A civil war has erupted within the group pushing for Mayor Jim Suttle's recall.
A member of the Mayor Suttle Recall Committee — Omaha attorney John Chatelain — accused possible mayoral candidate David Nabity on Wednesday of trying to “take control” of the committee to “enhance his mayoral ambitions.”
He said Nabity tried to exert control over the committee by raising the bulk of the money for the group from his friends and possible supporters.
Nabity acknowledged he plans to start a second pro-recall committee but vehemently denied Chatelain's charges. He said the new committee will include businessmen who want to be involved in government and campaign affairs in Omaha long after the recall has ended.
“I'm afraid Mr. Chatelain has a warped sense of the facts, and his comments are so far off-base that it's not worth responding to,” said Nabity, who added that Chatelain was angry because of run-ins they had during the campaign.
A Republican, Nabity is not a newcomer to politics or controversy. He ran unsuccessfully for the Republican nomination for governor in 2006.
Last year, he helped to form a group of businessmen and women called the Omaha Alliance for the Private Sector. The group has been highly critical of Suttle and the city's contracts with firefighters and police unions.
Most recently, Steve LeClair, president of the firefighters union, filed a defamation lawsuit against Nabity over remarks he made concerning an audit of the Omaha Fire Department. Nabity says the lawsuit is frivolous.

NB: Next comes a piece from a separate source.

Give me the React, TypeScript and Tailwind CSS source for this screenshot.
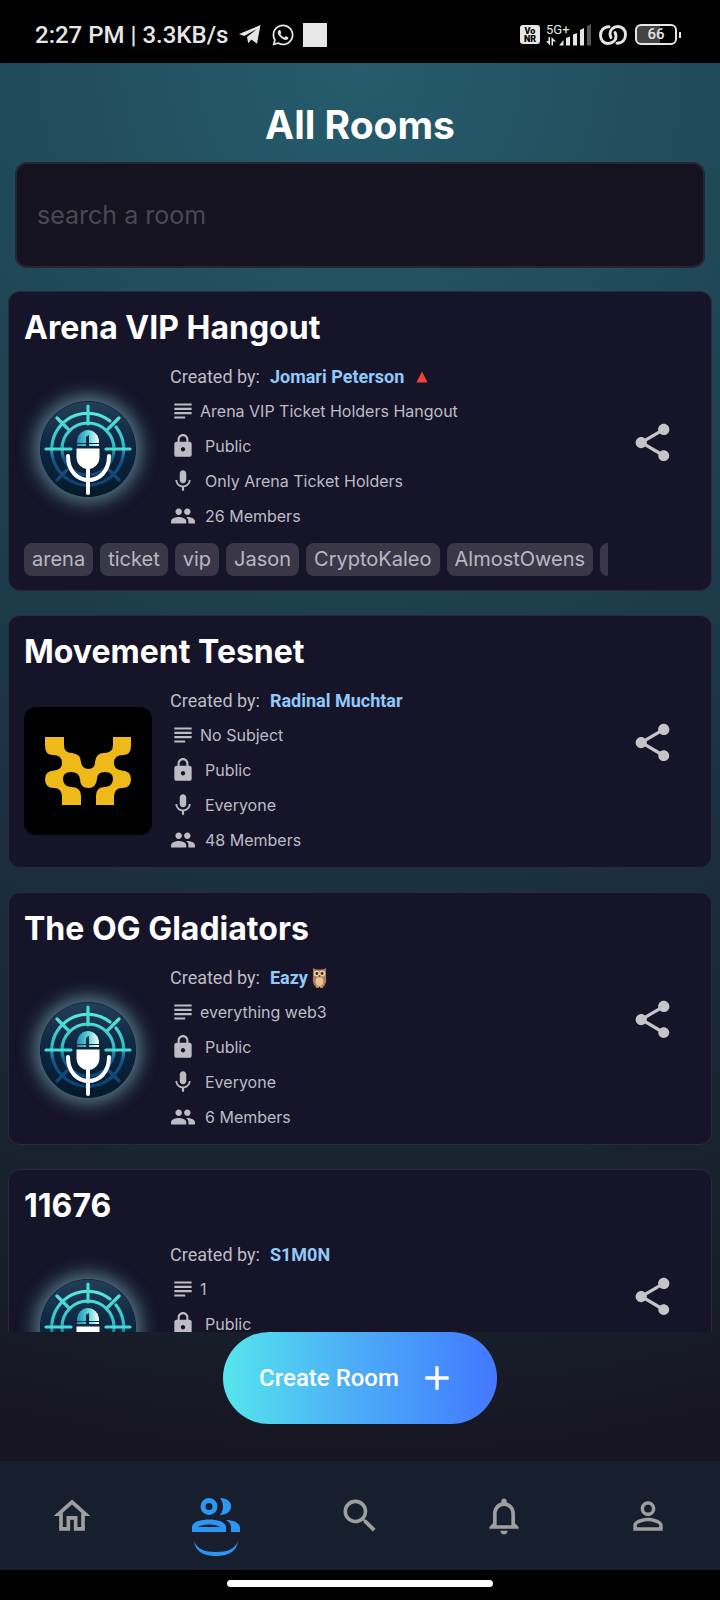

The Mayor Suttle Recall Committee has been at the forefront of the effort to oust Suttle, collecting 28,720 valid signatures. The group includes several business and restaurant leaders upset with tax hikes passed under Suttle's administration to balance the budget.
It became clear Wednesday that Nabity has provided crucial support to the group.
Nabity has said he was not a part of the group, but he acknowledged Wednesday he has been a key fundraiser for the group, persuading his friends and supporters to donate to the campaign. He also acknowledged he was instrumental in bringing a national recall expert to Omaha — Paul Jacob — to help manage and organize the paid circulators.
Nabity said the group came to him for help.
But Chatelain said Nabity came to the group, saying he had friends who wanted to donate and who wanted the committee to hire paid circulators.
Nabity raised about $200,000 of the $287,000 the committee eventually collected, Chatelain said.
It was after Nabity raised the money and hired Jacob that he began to try to “take control” of the group, said Chatelain.
At one point, Nabity asked Chatelain to step down. Nabity then said if he wasn't allowed to put his people in charge of the recall effort, he would take “his donors” and start a new committee, Chatelain said.
“At this point, we began to suspect that Mr. Nabity was putting his own mayoral campaign team in place and wanted to control the recall campaign through it,” Chatelain said in a written statement.
Nabity denied that his political aspirations had anything to do with his support for the committee. He said he has long been critical of Suttle and has long believed the mayor needs to be recalled.
Nabity also stood by his statement from last month that he was not a part of the recall committee. He said he was never an official member of the group's board nor did he attend board meetings.
Nabity said he helped only when the committee asked.
“When they got started, and they needed to raise money, I sent a lot of my friends over there and, whenever, they asked for help, I gave it,” said Nabity. “I've done everything I could to help the recall committee be successful.”
Nabity said the new committee is being formed by a group of businessmen who want to take an active stance on city issues, including the recall, for the foreseeable future. The idea is to continue to be active long after the recall election has taken place.
Nabity also said the new group will be a political action committee that can get involved in campaigns. His other business group, the Omaha Alliance for the Private Sector, is a nonprofit group that is not allowed to get involved in campaigns.
“At this point in time, the Suttle recall will be a part of what we do. But it will not be the only thing,” said Nabity.
The name of the new committee has yet to be decided, but Nabity said it will likely be formed soon.
Correction: In an earlier version of this story, Paul Jacob's name was spelled incorrectly.